## RAW RECORDS
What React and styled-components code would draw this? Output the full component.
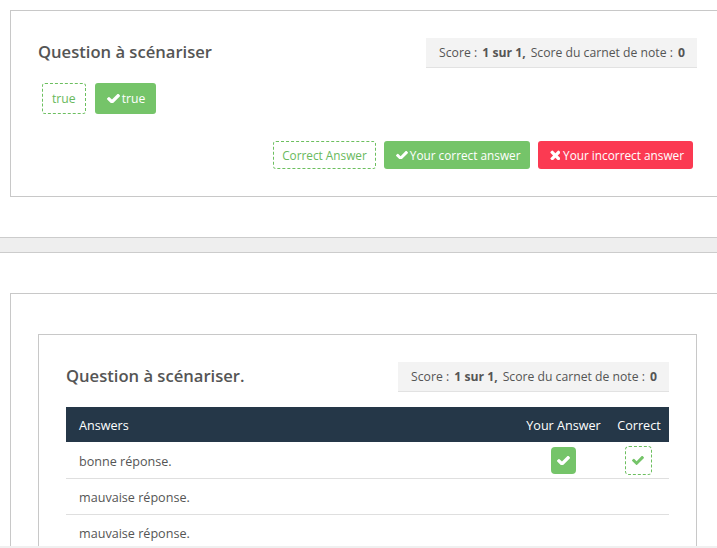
import React from "react";
import styled, { createGlobalStyle } from "styled-components";

const Global = createGlobalStyle`
  html, body { margin: 0; padding: 0; background: #fff; overflow: hidden; }
  body { font-family: "Open Sans", "Noto Sans", sans-serif; font-size: 12px; color: #555; }
  * { box-sizing: border-box; }
`;

const Page = styled.div`
  width: 717px;
  height: 548px;
  display: flex;
  flex-direction: column;
  overflow: hidden;
`;
const Content = styled.div`
  flex: 1;
  min-height: 0;
  overflow: hidden;
`;
const Strip = styled.div`
  height: 2px;
  background: #f0f0f0;
`;
const Section = styled.section`
  padding: ${(p) => p.$top}px 0 0 10px;
  height: ${(p) => p.$h}px;
`;
const Divider = styled.div`
  height: 16px;
  background: #eeeeee;
  border-top: 1px solid #cccccc;
  border-bottom: 1px solid #cccccc;
`;
const Card = styled.div`
  width: 715px;
  border: 1px solid #c8c8c8;
  background: #fff;
  padding: ${(p) => p.$pad};
  height: ${(p) => p.$h || "auto"};
`;
const InnerCard = styled.div`
  width: 659px;
  height: 300px;
  border: 1px solid #c8c8c8;
  padding: 27px 27px 0;
`;
const Header = styled.div`
  display: flex;
  justify-content: space-between;
  align-items: center;
`;
const Title = styled.h2`
  margin: 0;
  padding-bottom: 2px;
  font-size: 16.6px;
  line-height: 28px;
  font-weight: 600;
  color: #555;
`;
const Score = styled.div`
  height: 30px;
  padding: 0 12px 0 13px;
  display: flex;
  align-items: center;
  white-space: pre;
  background: #f3f3f3;
  border-bottom: 1px solid #e2e2e2;
  font-size: 12.2px;
  color: #555;
  b { font-weight: 700; margin: 0 5px 0 2px; }
  b:last-child { margin-right: 0; }
`;
const Chips = styled.div`
  display: flex;
  gap: 9px;
  margin: 15px 0 0 4px;
`;
const Chip = styled.span`
  height: ${(p) => p.$h}px;
  padding: 0 ${(p) => p.$pr}px 0 ${(p) => p.$pl}px;
  display: inline-flex;
  align-items: center;
  gap: ${(p) => (p.$kind === "bad" ? 3 : 2)}px;
  border-radius: 3px;
  font-size: ${(p) => p.$fs}px;
  white-space: nowrap;
  color: ${(p) => (p.$kind === "dashed" ? "#68b95c" : "#fff")};
  background: ${(p) =>
    p.$kind === "dashed" ? "#fff" : p.$kind === "bad" ? "#fb3a52" : "#75c469"};
  border: ${(p) => (p.$kind === "dashed" ? "1px dashed #6cbf5f" : "none")};
`;
const Legend = styled.div`
  display: flex;
  justify-content: flex-end;
  gap: 8px;
  margin: 27px 4px 0 0;
`;
const Table = styled.table`
  width: 603px;
  margin-top: 15px;
  border-collapse: collapse;
  table-layout: fixed;
  font-size: 12.6px;
`;
const Th = styled.th`
  height: 35px;
  padding: 2px ${(p) => (p.$left ? "13px" : "0")} 0;
  background: #253748;
  color: #fff;
  font-weight: 400;
  text-align: ${(p) => (p.$left ? "left" : "center")};
  width: ${(p) => p.$w || "auto"};
`;
const Tr = styled.tr`
  border-bottom: 1px solid #dfdfdf;
  &:first-child td:first-child { padding-top: 4px; }
`;
const Td = styled.td`
  height: 36px;
  padding: 2px ${(p) => (p.$left ? "13px" : "0")} 0;
  color: #555;
  vertical-align: middle;
  text-align: ${(p) => (p.$left ? "left" : "center")};
`;
const Mark = styled.span`
  display: inline-flex;
  align-items: center;
  justify-content: center;
  vertical-align: middle;
  width: ${(p) => (p.$dashed ? 27 : 25)}px;
  height: ${(p) => (p.$dashed ? 29 : 27)}px;
  margin-right: ${(p) => (p.$dashed ? 2 : 0)}px;
  border-radius: 4px;
  color: ${(p) => (p.$dashed ? "#75c469" : "#fff")};
  background: ${(p) => (p.$dashed ? "#fff" : "#75c469")};
  border: ${(p) => (p.$dashed ? "1px dashed #6cbf5f" : "none")};
`;

const CheckIcon = ({ w = 12 }) => (
  <svg width={w} height={w * 0.72} viewBox="121 350 1550 1116" fill="currentColor" aria-hidden="true">
    <path d="M1671 566q0 40-28 68l-724 724-136 136q-28 28-68 28t-68-28l-136-136-362-362q-28-28-28-68t28-68l136-136q28-28 68-28t68 28l294 295 656-657q28-28 68-28t68 28l136 136q28 28 28 68z" />
  </svg>
);
const CrossIcon = () => (
  <svg width="10.5" height="10.5" viewBox="270 310 1220 1244" fill="currentColor" aria-hidden="true">
    <path d="M1490 1322q0 40-28 68l-136 136q-28 28-68 28t-68-28l-294-294-294 294q-28 28-68 28t-68-28l-136-136q-28-28-28-68t28-68l294-294-294-294q-28-28-28-68t28-68l136-136q28-28 68-28t68 28l294 294 294-294q28-28 68-28t68 28l136 136q28 28 28 68t-28 68l-294 294 294 294q28 28 28 68z" />
  </svg>
);

const rows = ["bonne réponse.", "mauvaise réponse.", "mauvaise réponse."];

function ScoreBox() {
  return (
    <Score>
      Score : <b>1 sur 1,</b>Score du carnet de note : <b>0</b>
    </Score>
  );
}

export default function App() {
  return (
    <Page>
      <Global />
      <Content>
        <Section $top={10} $h={237}>
          <Card $pad="27px 27px 0" $h="187px">
            <Header>
              <Title>Question à scénariser</Title>
              <ScoreBox />
            </Header>
            <Chips>
              <Chip $kind="dashed" $h={31} $pl={9} $pr={9} $fs={12.2}>true</Chip>
              <Chip $h={31} $pl={12} $pr={11} $fs={12.2}><CheckIcon w={13} />true</Chip>
            </Chips>
            <Legend>
              <Chip $kind="dashed" $h={28} $pl={8} $pr={8} $fs={11.8}>Correct Answer</Chip>
              <Chip $h={28} $pl={12} $pr={9} $fs={11.8}><CheckIcon />Your correct answer</Chip>
              <Chip $kind="bad" $h={28} $pl={12} $pr={9} $fs={11.8}><CrossIcon />Your incorrect answer</Chip>
            </Legend>
          </Card>
        </Section>
        <Divider />
        <Section $top={40} $h={300}>
          <Card $pad="40px 27px 0">
            <InnerCard>
              <Header>
                <Title>Question à scénariser.</Title>
                <ScoreBox />
              </Header>
              <Table>
                <thead>
                  <tr>
                    <Th $left>Answers</Th>
                    <Th $w="91px">Your Answer</Th>
                    <Th $w="60px">Correct</Th>
                  </tr>
                </thead>
                <tbody>
                  {rows.map((r, i) => (
                    <Tr key={i}>
                      <Td $left>{r}</Td>
                      <Td>{i === 0 && <Mark><CheckIcon w={13} /></Mark>}</Td>
                      <Td>{i === 0 && <Mark $dashed><CheckIcon w={12} /></Mark>}</Td>
                    </Tr>
                  ))}
                </tbody>
              </Table>
            </InnerCard>
          </Card>
        </Section>
      </Content>
      <Strip />
    </Page>
  );
}
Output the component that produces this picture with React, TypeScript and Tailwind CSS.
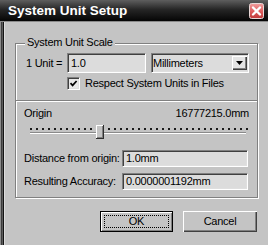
import React from "react";

const sunken =
  "border border-t-[#808080] border-l-[#808080] border-b-white border-r-white shadow-[inset_1px_1px_0_#404040,inset_-1px_-1px_0_#dfdfdf]";
const raised =
  "shadow-[inset_1px_1px_0_#ffffff,inset_-1px_-1px_0_#404040,inset_-2px_-2px_0_#808080]";

function Field({ value, w }: { value: string; w: string }) {
  return (
    <div className={`${w} h-[17px] ${sunken} bg-[#dcdcdc] flex items-center pl-[3px]`}>
      <span>{value}</span>
    </div>
  );
}

export default function App() {
  const dots = Array.from({ length: 37 }, (_, i) => 14 + i * 6);
  return (
    <div className="w-[268px] h-[245px] overflow-hidden bg-[#c4c4c4] text-black font-['Liberation_Sans',Arial,sans-serif] text-[11px] tracking-[-0.25px] leading-none select-none">
      {/* Title bar */}
      <div className="h-[22px] flex items-center pl-[8px] pr-[4px] bg-[linear-gradient(to_bottom,#5e5e5e,#262626_45%,#050505)] border-b border-[#8a8a8a]">
        <span className="text-white font-bold text-[13.5px] tracking-normal">System Unit Setup</span>
        <svg className="ml-auto" width="15" height="16" viewBox="0 0 15 16">
          <defs>
            <linearGradient id="cg" x1="0" y1="0" x2="0" y2="1">
              <stop offset="0" stopColor="#f2a0a0" />
              <stop offset="0.5" stopColor="#e06060" />
              <stop offset="1" stopColor="#c03a3a" />
            </linearGradient>
          </defs>
          <rect x="0.5" y="0.5" width="14" height="15" rx="2" fill="url(#cg)" stroke="#e8d8d8" />
          <path d="M4 4.5 L11 11.5 M11 4.5 L4 11.5" stroke="#ffffff" strokeWidth="2.4" strokeLinecap="round" />
        </svg>
      </div>

      <div className="flex h-[223px]">
        {/* left window frame */}
        <div className="flex h-full">
          <div className="w-px bg-[#8c8c8c]" />
          <div className="w-px bg-[#3c3c3c]" />
          <div className="w-px bg-[#5c5c5c]" />
          <div className="w-px bg-[#141414]" />
          <div className="w-px bg-[#dcdcdc]" />
        </div>

        <div className="flex-1 flex flex-col">
          {/* Group box */}
          <div className="relative ml-[10px] mt-[21px] w-[243px] h-[155px] border border-[#808080] shadow-[inset_1px_1px_0_#fff,1px_1px_0_#fff]">
            <span className="absolute left-[9px] top-[-8px] px-[2px] bg-[#c4c4c4] leading-[13px]">
              System Unit Scale
            </span>

            {/* 1 Unit row */}
            <div className="mt-[9px] h-[20px] flex items-center pl-[10px]">
              <span className="w-[41px]">1 Unit =</span>
              <div className={`w-[79px] h-[20px] ${sunken} bg-[#dcdcdc] flex items-center pl-[3px]`}>
                <span>1.0</span>
              </div>
              <div className={`ml-[5px] w-[98px] h-[20px] ${sunken} bg-[#dcdcdc] flex items-center pl-[1px]`}>
                <span>Millimeters</span>
                <div className={`ml-auto mr-[1px] w-[15px] h-[14px] bg-[#e4e4e4] ${raised} flex items-center justify-center`}>
                  <svg width="7" height="4" viewBox="0 0 7 4">
                    <polygon points="0,0 7,0 3.5,4" fill="#000" />
                  </svg>
                </div>
              </div>
            </div>

            {/* checkbox row */}
            <div className="mt-[4px] h-[13px] flex items-center pl-[51px]">
              <div className={`w-[13px] h-[13px] ${sunken} bg-[#e8e8e8] flex items-center justify-center`}>
                <svg width="9" height="9" viewBox="0 0 9 9">
                  <path d="M1.5 4.2 L3.6 6.4 L7.6 2" stroke="#000" strokeWidth="1.7" fill="none" />
                </svg>
              </div>
              <span className="ml-[5px]">Respect System Units in Files</span>
            </div>

            {/* divider */}
            <div className="mt-[10px] h-[2px] border-t border-t-[#808080] border-b border-b-white" />

            {/* Origin row */}
            <div className="mt-[5px] h-[13px] flex items-center justify-between pl-[8px] pr-[8px]">
              <span>Origin</span>
              <span>16777215.0mm</span>
            </div>

            {/* slider */}
            <svg className="block" width="241" height="20" viewBox="0 0 241 20">
              {dots.map((x) => (
                <rect key={x} x={x} y={8} width={2} height={2} fill="#1a1a1a" />
              ))}
              <rect x="14" y="12" width="216" height="1" fill="#8a8a8a" />
              <rect x="14" y="13" width="216" height="1" fill="#ffffff" />
              <rect x="80" y="5" width="8" height="14" fill="#c4c4c4" />
              <rect x="80" y="5" width="8" height="1" fill="#ffffff" />
              <rect x="80" y="5" width="1" height="14" fill="#ffffff" />
              <rect x="87" y="5" width="1" height="14" fill="#303030" />
              <rect x="80" y="18" width="8" height="1" fill="#303030" />
              <rect x="86" y="6" width="1" height="12" fill="#808080" />
              <rect x="81" y="17" width="6" height="1" fill="#808080" />
            </svg>

            {/* Distance row */}
            <div className="mt-[10px] h-[17px] flex items-center pl-[8px]">
              <span className="w-[98px]">Distance from origin:</span>
              <Field value="1.0mm" w="w-[126px]" />
            </div>

            {/* Accuracy row */}
            <div className="mt-[6px] h-[17px] flex items-center pl-[8px]">
              <span className="w-[98px]">Resulting Accuracy:</span>
              <Field value="0.0000001192mm" w="w-[126px]" />
            </div>
          </div>

          {/* Buttons */}
          <div className="mt-[13px] flex justify-end gap-[10px] pr-[11px]">
            <div className="w-[73px] h-[21px] border border-black bg-[#c4c4c4] shadow-[inset_1px_1px_0_#ffffff,inset_-1px_-1px_0_#808080] p-[3px] flex">
              <div className="flex-1 border border-dotted border-black flex items-center justify-center">
                <span>OK</span>
              </div>
            </div>
            <div className={`w-[74px] h-[21px] bg-[#c4c4c4] ${raised} flex items-center justify-center`}>
              <span>Cancel</span>
            </div>
          </div>
        </div>
      </div>
    </div>
  );
}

## DO THIS
Gather up the lines containing the word "Output" from these records and copy them.

## FINAL RESULT
What React and styled-components code would draw this? Output the full component.
Output the component that produces this picture with React, TypeScript and Tailwind CSS.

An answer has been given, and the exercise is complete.